Before moving day, empty the safe unless the mover has specifically told you otherwise. Remove cash, documents, jewellery, ammunition, or other contents. For security reasons, many customers also prefer not to discuss what the safe normally holds, and that is reasonable. The important thing is that the unit is empty and ready.

If possible, clear the route so the crew can work without delay. Every extra obstacle adds time, and with hourly moving costs, wasted time is wasted money.

Can movers move a safe without damage?

Often, yes. But the honest answer is that damage prevention comes down to method, not luck.

Good movers protect floors, wrap contact points, control the load at all times, and avoid rushed decisions. They do not drag a safe across timber and hope for the best. They do not force it through a space that is obviously too tight. They use the right gear, enough hands, and a clear plan from pickup to placement.

There is still a difference between low-risk and high-risk jobs. A small safe moved across level ground is generally much simpler than a heavy fire-rated safe on stairs. That is why quotes can vary. The complexity is not just about kilometres travelled. It is about how much control the crew can maintain throughout the move.

The real question is who is moving it

When people ask, can movers move a safe, they are usually also asking whether it can be done safely, efficiently, and without drama. The answer depends less on the safe and more on the mover.

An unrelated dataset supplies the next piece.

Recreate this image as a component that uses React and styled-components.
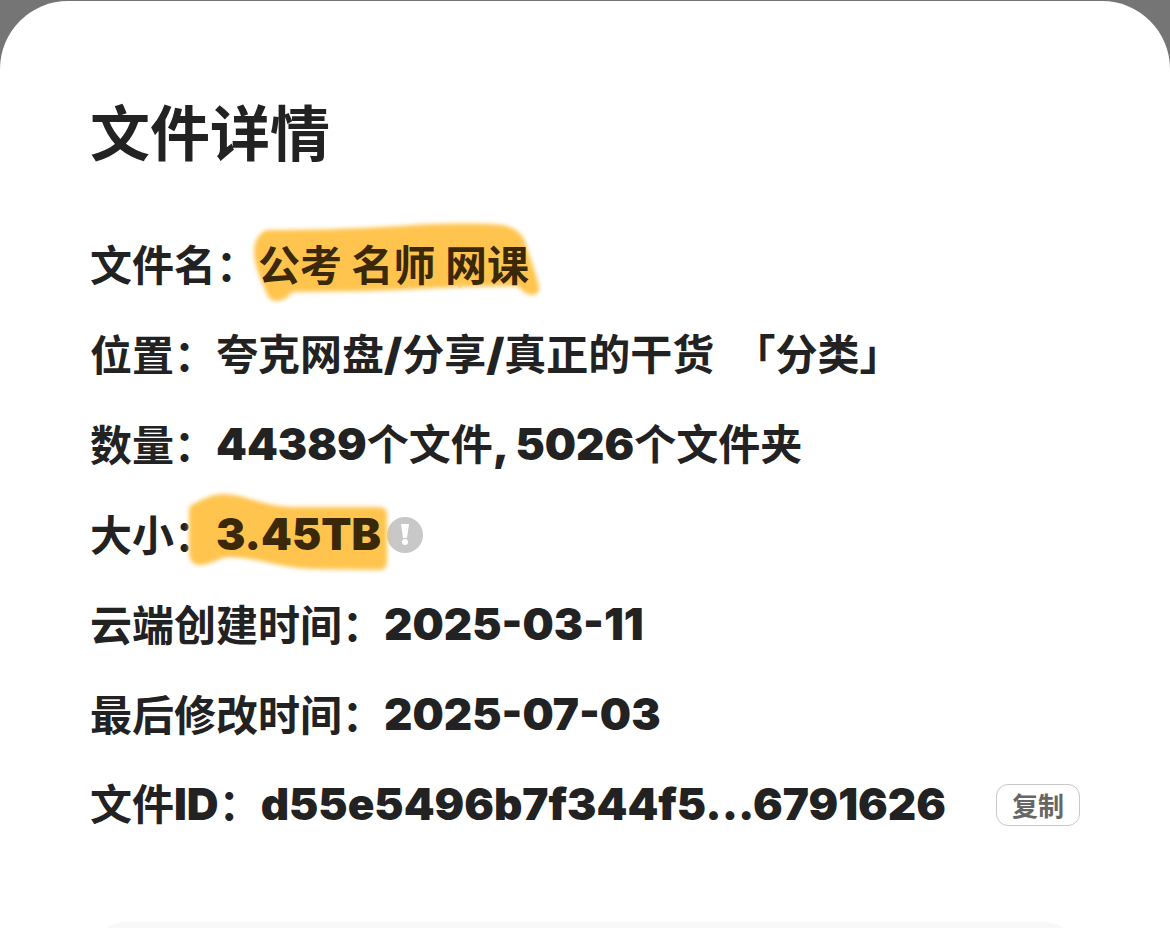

An experienced moving company will treat a safe as a specialised item, not a side job. That means asking the right questions, bringing the right equipment, using a suitable truck, and putting trained staff on the job. It also means being upfront if the move needs a more complex solution.

That is the standard serious movers work to, and it is the standard customers should expect. If your safe matters, and your property matters, choose a crew that acts like both do.